_Excerpted data_:
--- Begin ---

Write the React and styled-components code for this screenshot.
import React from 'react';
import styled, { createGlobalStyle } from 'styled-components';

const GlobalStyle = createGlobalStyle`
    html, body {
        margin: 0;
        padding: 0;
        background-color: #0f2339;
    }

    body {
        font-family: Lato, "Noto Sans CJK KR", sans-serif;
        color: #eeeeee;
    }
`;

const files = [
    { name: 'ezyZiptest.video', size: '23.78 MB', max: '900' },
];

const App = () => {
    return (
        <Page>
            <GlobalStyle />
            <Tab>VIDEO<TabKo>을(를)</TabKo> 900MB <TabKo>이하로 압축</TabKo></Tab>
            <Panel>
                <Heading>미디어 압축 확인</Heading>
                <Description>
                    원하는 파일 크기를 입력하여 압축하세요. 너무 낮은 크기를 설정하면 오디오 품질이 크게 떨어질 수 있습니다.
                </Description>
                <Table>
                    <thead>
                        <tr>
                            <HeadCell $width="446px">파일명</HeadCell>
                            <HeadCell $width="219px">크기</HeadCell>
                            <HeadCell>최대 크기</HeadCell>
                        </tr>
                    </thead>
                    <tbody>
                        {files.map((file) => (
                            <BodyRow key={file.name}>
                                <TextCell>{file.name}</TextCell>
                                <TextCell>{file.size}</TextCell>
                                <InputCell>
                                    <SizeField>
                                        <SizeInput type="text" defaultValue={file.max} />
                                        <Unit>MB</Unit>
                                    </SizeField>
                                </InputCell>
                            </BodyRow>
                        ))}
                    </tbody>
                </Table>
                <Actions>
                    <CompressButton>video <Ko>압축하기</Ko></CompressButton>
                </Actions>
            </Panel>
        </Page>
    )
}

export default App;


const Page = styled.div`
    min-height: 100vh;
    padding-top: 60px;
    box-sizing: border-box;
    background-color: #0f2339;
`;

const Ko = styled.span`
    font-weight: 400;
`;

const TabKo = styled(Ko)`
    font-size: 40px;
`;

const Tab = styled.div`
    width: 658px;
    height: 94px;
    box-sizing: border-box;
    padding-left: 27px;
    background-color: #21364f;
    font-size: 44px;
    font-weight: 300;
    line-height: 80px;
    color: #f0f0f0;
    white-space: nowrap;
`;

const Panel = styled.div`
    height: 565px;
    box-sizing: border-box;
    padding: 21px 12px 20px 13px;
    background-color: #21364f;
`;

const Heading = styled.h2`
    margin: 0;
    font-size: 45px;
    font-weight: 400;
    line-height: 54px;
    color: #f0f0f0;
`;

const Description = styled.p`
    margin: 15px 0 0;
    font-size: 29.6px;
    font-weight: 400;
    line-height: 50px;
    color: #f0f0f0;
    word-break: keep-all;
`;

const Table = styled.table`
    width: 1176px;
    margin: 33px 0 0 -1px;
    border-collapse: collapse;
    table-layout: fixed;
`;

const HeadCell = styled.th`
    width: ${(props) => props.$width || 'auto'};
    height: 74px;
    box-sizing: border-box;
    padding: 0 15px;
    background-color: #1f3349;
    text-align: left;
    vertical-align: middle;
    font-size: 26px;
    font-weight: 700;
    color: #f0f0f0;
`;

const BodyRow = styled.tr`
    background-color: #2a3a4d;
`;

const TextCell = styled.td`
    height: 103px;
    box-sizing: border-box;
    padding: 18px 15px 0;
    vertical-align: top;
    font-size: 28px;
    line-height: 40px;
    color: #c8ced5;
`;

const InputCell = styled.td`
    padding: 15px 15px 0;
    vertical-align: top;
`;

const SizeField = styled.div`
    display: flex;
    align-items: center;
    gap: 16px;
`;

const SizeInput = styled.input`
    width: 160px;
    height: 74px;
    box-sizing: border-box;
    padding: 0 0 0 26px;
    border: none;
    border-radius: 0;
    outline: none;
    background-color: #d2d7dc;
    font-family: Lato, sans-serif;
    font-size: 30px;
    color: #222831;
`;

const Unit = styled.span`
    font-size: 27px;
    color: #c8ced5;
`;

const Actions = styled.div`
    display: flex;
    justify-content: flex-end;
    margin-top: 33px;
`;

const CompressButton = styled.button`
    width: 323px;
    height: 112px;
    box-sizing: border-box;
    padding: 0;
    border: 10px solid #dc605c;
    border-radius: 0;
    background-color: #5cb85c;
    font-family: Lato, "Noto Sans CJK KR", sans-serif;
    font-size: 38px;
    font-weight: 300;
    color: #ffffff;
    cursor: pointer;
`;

--- End ---
--- Begin ---

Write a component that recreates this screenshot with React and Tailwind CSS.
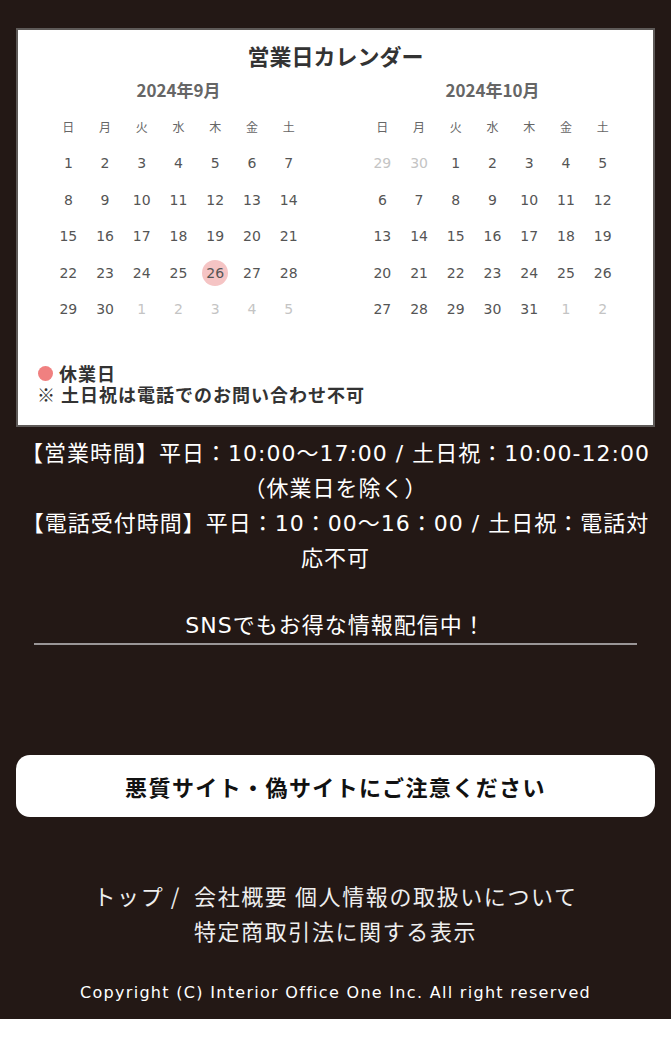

--- End ---

_Exercise goal_: Using the entries above, return each line that includes the word "React".

_Reply_:
Write the React and styled-components code for this screenshot.
import React from 'react';
Write a component that recreates this screenshot with React and Tailwind CSS.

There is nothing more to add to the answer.